Friday, June 8, 2018

Audiobook Review: The Forest of Hands and Teeth by Carrie Ryan

Title: The Forest of Hands and Teeth (The Forest of Hands and Teeth #1)
Author: Carrie Ryan
Narrator: Vane Millon
Publication Date: March 10, 2009
Publisher: Delacorte Books for Young Readers
Length: 9 hours 31 minutes
Add to Goodreads

In Mary's world there are simple truths. The Sisterhood always knows best. The Guardians will protect and serve. The Unconsecrated will never relent. And you must always mind the fence that surrounds the village; the fence that protects the village from the Forest of Hands and Teeth. But, slowly, Mary’s truths are failing her. She’s learning things she never wanted to know about the Sisterhood and its secrets, and the Guardians and their power, and about the Unconsecrated and their relentlessness. When the fence is breached and her world is thrown into chaos, she must choose between her village and her future—between the one she loves and the one who loves her. And she must face the truth about the Forest of Hands and Teeth. Could there be life outside a world surrounded in so much death?

Disclaimer: This book has got serious issues, but I love it anyway.

The Forest of Hands and Teeth was the first zombie book I ever read, way back in 2011. Actually, I was so new to the world of YA dystopia and fantasy that it literally took me a hundred pages to realize that the Unconsecrated were zombies. I've read this book three times now, more than I've reread any other book, now that I think about it. Something about this series keeps bringing me back, although my feelings have changed a bit since the last time I read five years ago!

Mary lives in a village that is all she's ever known. The village is governed by the Sisterhood, a fanatical religious group of women who hold all the knowledge of the world before the Return.
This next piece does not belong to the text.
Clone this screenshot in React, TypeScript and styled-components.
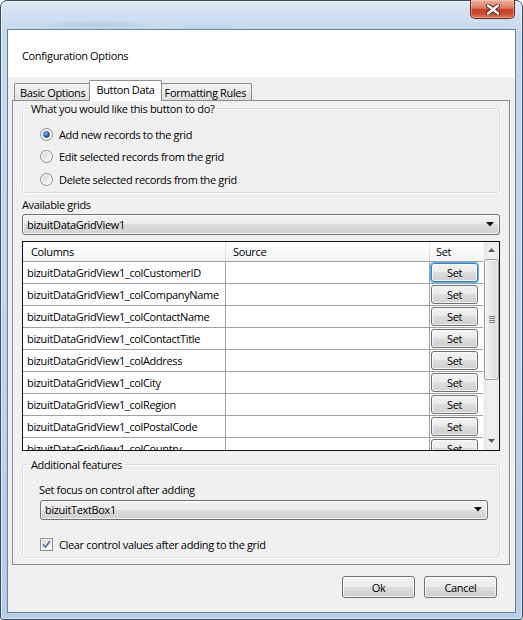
import styled, { createGlobalStyle } from "styled-components";

const GlobalStyle = createGlobalStyle`
  html, body {
    margin: 0;
    padding: 0;
    background: #fff;
  }
  body {
    font-family: "Open Sans", "Noto Sans", sans-serif;
    font-size: 11px;
    letter-spacing: -0.35px;
    color: #000;
  }
  * {
    box-sizing: border-box;
  }
`;

const Window = styled.div`
  width: 523px;
  height: 620px;
  display: flex;
  flex-direction: column;
  border: 1px solid #3d4c5f;
  border-radius: 7px 7px 3px 3px;
  background: linear-gradient(180deg, #dce8f5 0%, #c6d9ee 28px, #bdd3eb 55%, #b6cde8 100%);
  box-shadow: inset 0 0 0 1px rgba(255, 255, 255, 0.55);
  padding: 0 6px 6px 6px;
`;

const TitleBar = styled.div`
  height: 28px;
  display: flex;
  justify-content: flex-end;
  align-items: flex-start;
  background:
    radial-gradient(ellipse 70px 5px at 90px 24px, rgba(110, 130, 150, 0.18), transparent),
    radial-gradient(ellipse 40px 4px at 200px 25px, rgba(110, 130, 150, 0.1), transparent);
`;

const CloseButton = styled.div`
  width: 45px;
  height: 19px;
  margin: -1px 1px 0 0;
  display: flex;
  align-items: center;
  justify-content: center;
  border: 1px solid #6e2418;
  border-top: none;
  border-radius: 0 0 5px 5px;
  background: linear-gradient(
    180deg,
    #eab2a2 0%,
    #dc7b64 45%,
    #c7432b 52%,
    #c84a31 75%,
    #dd7a5c 100%
  );
  box-shadow: inset 0 0 0 1px rgba(255, 210, 190, 0.45);
`;

const Client = styled.div`
  flex: 1;
  display: flex;
  flex-direction: column;
  background: #f0f0f0;
  border: 1px solid #6b7f99;
`;

const Header = styled.div`
  height: 47px;
  display: flex;
  align-items: center;
  padding: 3px 0 0 14px;
  background: #fff;
`;

const TabArea = styled.div`
  padding: 0 5px 0 4px;
`;

const TabStrip = styled.div`
  height: 23px;
  display: flex;
  align-items: flex-end;
  position: relative;
  z-index: 1;
`;

const Tab = styled.div<{ $active?: boolean }>`
  height: ${(p) => (p.$active ? "21px" : "17px")};
  margin: ${(p) => (p.$active ? "0 -2px -1px -2px" : "0 0 0 -1px")};
  padding: ${(p) => (p.$active ? "1px 6px 0" : "0 5px")};
  display: flex;
  align-items: ${(p) => (p.$active ? "flex-start" : "center")};
  border: 1px solid #898c95;
  border-bottom: none;
  border-radius: 2px 2px 0 0;
  background: ${(p) =>
    p.$active ? "#fff" : "linear-gradient(180deg, #f2f2f2 0%, #ebebeb 50%, #dcdcdc 100%)"};
  position: relative;
  z-index: ${(p) => (p.$active ? 2 : 1)};
  white-space: nowrap;
  &:first-child {
    margin-left: 2px;
  }
`;

const Panel = styled.div`
  height: 465px;
  display: flex;
  flex-direction: column;
  border: 1px solid #898c95;
  background: #f0f0f0;
  padding: 0 9px 0 9px;
`;

const Group = styled.fieldset<{ $pad: string; $top?: number }>`
  margin: ${(p) => p.$top ?? 0}px 0 0 0;
  padding: ${(p) => p.$pad};
  border: 1px solid #d5dfe5;
  border-radius: 3px;
  box-shadow: inset 1px 1px 0 #fff, 1px 1px 0 #fff;
  min-width: 0;
`;

const Legend = styled.legend<{ $shift: number }>`
  margin-left: ${(p) => p.$shift}px;
  padding: 0 2px;
  line-height: 15px;
`;

const OptionRow = styled.label`
  height: 22.5px;
  display: flex;
  align-items: center;
  gap: 6px;
`;

const FieldLabel = styled.div<{ $top: number }>`
  margin-top: ${(p) => p.$top}px;
  line-height: 16px;
`;

const Combo = styled.div<{ $h: number; $top: number; $indent?: number }>`
  height: ${(p) => p.$h}px;
  margin: ${(p) => p.$top}px 0 0 ${(p) => p.$indent ?? 0}px;
  display: flex;
  align-items: center;
  justify-content: space-between;
  padding: 0 5px 0 4px;
  border: 1px solid #707070;
  border-radius: 3px;
  background: linear-gradient(180deg, #f2f2f2 0%, #ebebeb 49%, #dddddd 50%, #cfcfcf 100%);
  box-shadow: inset 0 0 0 1px rgba(255, 255, 255, 0.7);
`;

const GridFrame = styled.div`
  height: 210px;
  margin-top: 6px;
  display: flex;
  border: 1px solid #111;
  background: #fff;
  overflow: hidden;
`;

const GridBody = styled.div`
  flex: 1;
  overflow: hidden;
`;

const HeaderRow = styled.div`
  display: grid;
  grid-template-columns: 203px 204px 50px;
  height: 20px;
  border-bottom: 1px solid #a0a0a0;
  background: linear-gradient(180deg, #ffffff 0%, #f7f8fa 60%, #f1f2f4 100%);
`;

const HeaderCell = styled.div<{ $pad: number }>`
  display: flex;
  align-items: center;
  padding-left: ${(p) => p.$pad}px;
  border-right: 1px solid #e3e4e6;
  &:last-child {
    border-right: none;
  }
`;

const Row = styled.div`
  display: grid;
  grid-template-columns: 203px 204px 50px;
  height: 22px;
  border-bottom: 1px solid #a0a0a0;
`;

const Cell = styled.div`
  display: flex;
  align-items: center;
  padding-left: 4px;
  border-right: 1px solid #a0a0a0;
  white-space: nowrap;
  overflow: hidden;
`;

const ButtonCell = styled.div`
  padding: 1px 2px 1px 1px;
  display: flex;
`;

const SetButton = styled.div<{ $focused?: boolean }>`
  flex: 1;
  display: flex;
  align-items: center;
  justify-content: center;
  border: 1px solid ${(p) => (p.$focused ? "#3c7fb1" : "#707070")};
  border-radius: 3px;
  background: linear-gradient(180deg, #f2f2f2 0%, #ebebeb 49%, #dddddd 50%, #cfcfcf 100%);
  box-shadow: ${(p) =>
    p.$focused
      ? "0 0 0 1px #5eb1ef, inset 0 0 0 1px rgba(255,255,255,0.7)"
      : "inset 0 0 0 1px rgba(255,255,255,0.7)"};
`;

const ScrollBar = styled.div`
  width: 16px;
  display: flex;
  flex-direction: column;
  background: linear-gradient(90deg, #e6e6e6 0%, #f2f2f2 40%, #ececec 100%);
  border-left: 1px solid #f7f7f7;
`;

const ScrollArrow = styled.div`
  height: 17px;
  display: flex;
  align-items: center;
  justify-content: center;
`;

const Thumb = styled.div`
  height: 121px;
  display: flex;
  align-items: center;
  justify-content: center;
  border: 1px solid #979797;
  border-radius: 3px;
  background: linear-gradient(90deg, #f3f3f3 0%, #e8e8e8 50%, #d6d6d6 100%);
  box-shadow: inset 0 0 0 1px rgba(255, 255, 255, 0.7);
`;

const ScrollSpacer = styled.div`
  flex: 1;
`;

const CheckRow = styled.label`
  height: 16px;
  margin: 17px 0 0 1px;
  display: flex;
  align-items: center;
  gap: 6px;
`;

const Footer = styled.div`
  display: flex;
  justify-content: flex-end;
  gap: 9px;
  padding: 11px 18px 0 0;
`;

const DialogButton = styled.div`
  width: 73px;
  height: 22px;
  display: flex;
  align-items: center;
  justify-content: center;
  border: 1px solid #707070;
  border-radius: 3px;
  background: linear-gradient(180deg, #f2f2f2 0%, #ebebeb 49%, #dddddd 50%, #cfcfcf 100%);
  box-shadow: inset 0 0 0 1px rgba(255, 255, 255, 0.7);
`;

const CloseGlyph = () => (
  <svg width="14" height="11" viewBox="0 0 14 11">
    <path d="M2 1.5 L12 9.5 M12 1.5 L2 9.5" stroke="#5a2218" strokeWidth="4.4" strokeLinecap="round" />
    <path d="M2 1.5 L12 9.5 M12 1.5 L2 9.5" stroke="#ffffff" strokeWidth="2.4" strokeLinecap="round" />
  </svg>
);

const RadioGlyph = ({ checked }: { checked?: boolean }) => (
  <svg width="13" height="13" viewBox="0 0 13 13">
    <defs>
      <linearGradient id="radioBg" x1="0" y1="0" x2="1" y2="1">
        <stop offset="0" stopColor="#d4d4d4" />
        <stop offset="1" stopColor="#fbfbfb" />
      </linearGradient>
      <radialGradient id="radioDot" cx="0.4" cy="0.35" r="0.7">
        <stop offset="0" stopColor="#9adcff" />
        <stop offset="0.45" stopColor="#2c7fc6" />
        <stop offset="1" stopColor="#0d3d75" />
      </radialGradient>
    </defs>
    <circle cx="6.5" cy="6.5" r="6" fill="#f5f5f5" stroke="#8e8f8f" />
    <circle cx="6.5" cy="6.5" r="4.3" fill="url(#radioBg)" />
    {checked && <circle cx="6.5" cy="6.5" r="3" fill="url(#radioDot)" stroke="#1c4e85" strokeWidth="0.6" />}
  </svg>
);

const CheckGlyph = () => (
  <svg width="13" height="13" viewBox="0 0 13 13">
    <defs>
      <linearGradient id="checkBg" x1="0" y1="0" x2="1" y2="1">
        <stop offset="0" stopColor="#d8d8d8" />
        <stop offset="1" stopColor="#fafafa" />
      </linearGradient>
    </defs>
    <rect x="0.5" y="0.5" width="12" height="12" fill="#f5f5f5" stroke="#8e8f8f" />
    <rect x="2" y="2" width="9" height="9" fill="url(#checkBg)" />
    <path d="M3 6.4 L5.4 9 L10 3" stroke="#5a6f9c" strokeWidth="1.7" fill="none" />
  </svg>
);

const DropArrow = () => (
  <svg width="8" height="5" viewBox="0 0 8 5">
    <path d="M0 0 H8 L4 4.5 Z" fill="#111" />
  </svg>
);

const ScrollGlyph = ({ down }: { down?: boolean }) => (
  <svg width="7" height="4" viewBox="0 0 7 4">
    <path d={down ? "M0 0 H7 L3.5 4 Z" : "M0 4 H7 L3.5 0 Z"} fill="#5a5a5a" />
  </svg>
);

const Grip = () => (
  <svg width="6" height="7" viewBox="0 0 6 7">
    <path d="M0 0.5 H6 M0 2.5 H6 M0 4.5 H6 M0 6.5 H6" stroke="#7d7d7d" strokeWidth="1" />
  </svg>
);

const gridColumns = [
  "bizuitDataGridView1_colCustomerID",
  "bizuitDataGridView1_colCompanyName",
  "bizuitDataGridView1_colContactName",
  "bizuitDataGridView1_colContactTitle",
  "bizuitDataGridView1_colAddress",
  "bizuitDataGridView1_colCity",
  "bizuitDataGridView1_colRegion",
  "bizuitDataGridView1_colPostalCode",
  "bizuitDataGridView1_colCountry",
];

const actions = [
  { label: "Add new records to the grid", checked: true },
  { label: "Edit selected records from the grid" },
  { label: "Delete selected records from the grid" },
];

export default function App() {
  return (
    <>
      <GlobalStyle />
      <Window>
        <TitleBar>
          <CloseButton>
            <CloseGlyph />
          </CloseButton>
        </TitleBar>
        <Client>
          <Header>Configuration Options</Header>
          <TabArea>
            <TabStrip>
              <Tab>Basic Options</Tab>
              <Tab $active>Button Data</Tab>
              <Tab>Formatting Rules</Tab>
            </TabStrip>
            <Panel>
              <Group $pad="7px 0 1px 17px">
                <Legend $shift={-11}>What you would like this button to do?</Legend>
                {actions.map((a) => (
                  <OptionRow key={a.label}>
                    <RadioGlyph checked={a.checked} />
                    {a.label}
                  </OptionRow>
                ))}
              </Group>

              <FieldLabel $top={4}>Available grids</FieldLabel>
              <Combo $h={21} $top={1}>
                <span>bizuitDataGridView1</span>
                <DropArrow />
              </Combo>

              <GridFrame>
                <GridBody>
                  <HeaderRow>
                    <HeaderCell $pad={8}>Columns</HeaderCell>
                    <HeaderCell $pad={7}>Source</HeaderCell>
                    <HeaderCell $pad={6}>Set</HeaderCell>
                  </HeaderRow>
                  {gridColumns.map((name, i) => (
                    <Row key={name}>
                      <Cell>{name}</Cell>
                      <Cell />
                      <ButtonCell>
                        <SetButton $focused={i === 0}>Set</SetButton>
                      </ButtonCell>
                    </Row>
                  ))}
                </GridBody>
                <ScrollBar>
                  <ScrollArrow>
                    <ScrollGlyph />
                  </ScrollArrow>
                  <Thumb>
                    <Grip />
                  </Thumb>
                  <ScrollSpacer />
                  <ScrollArrow>
                    <ScrollGlyph down />
                  </ScrollArrow>
                </ScrollBar>
              </GridFrame>

              <Group $pad="10px 11px 4px 16px" $top={6}>
                <Legend $shift={-10}>Additional features</Legend>
                <FieldLabel $top={0}>Set focus on control after adding</FieldLabel>
                <Combo $h={20} $top={2} $indent={1}>
                  <span>bizuitTextBox1</span>
                  <DropArrow />
                </Combo>
                <CheckRow>
                  <CheckGlyph />
                  Clear control values after adding to the grid
                </CheckRow>
              </Group>
            </Panel>
          </TabArea>
          <Footer>
            <DialogButton>Ok</DialogButton>
            <DialogButton>Cancel</DialogButton>
          </Footer>
        </Client>
      </Window>
    </>
  );
}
Mary has questions about the outside world and wants to see the ocean more than anything, although there's slim chance of that happening since it's time for her to get married and start reproducing. Yikes. I never had any strong feelings for Mary in my first two reads, but on this read through, I found myself disliking her more than expected. While I loved her constant need to know what more existed, I could not stand her romantic inclinations.

Oh yes, there's romance, and lots of it! In this tiny world within fenced walls, Mary has managed to find herself in a love triangle with two brothers and it is extremely confusing. Mary wants Travis. Too bad he's going to marry her best friend. All is well, though, because she decides to settle for his brother Harry. But wait! She changes her mind and wants Travis again! But is Travis enough for her? I literally felt myself getting dizzy with the back and forth of these relationships. Outside of the romance, I quite liked Mary and found her to be a strong, inspiring character. Unfortunately, 80% of her character revolved around the romance.

The thing that keeps bringing me back to The Forest of Hands and Teeth is, of course, the world. I love, LOVE stories that are similar to The Village. I love the idea of a small community lost to time, only to realize they're not alone in the world. I loved reading about the creepy community that has been built over the decades(?) in the village. Then again, when I started to think about this world critically, instead of through nostalgia goggles, I began to realize that it didn't quite hold up.

There are actually a few things about this world that I'm not sold on. First, I'm pretty lost on how long it has actually been since the Return. It's obvious that this has all happened in America, sometime in the future. What's not clear is whether the village has existed for two generations or fifty. Another issue I have with the world is the fence that holds off the Unconsecrated. Even if it hasn't been several generations, the fence, which seems to be described as chain link type fencing, would certainly not hold up. There's brief mention of the Guardians repairing the fence, but how long could that possibly go on before the constant push of zombies broke it down? I know there are other problems with the world building, but I'm not here to nitpick one of my faves.

Despite the glaring issues with this book, I absolutely still love it. I love the world, flawed as it may be. I love the mystery surrounding the village and what could be outside it. This will probably be the only time you see me rate a book with this many issues this highly, but what can I say? I do wish that more care had been taken when setting this story up, but I love it for what it is! If you're a fan of The Village or stories like it, I definitely recommend this book!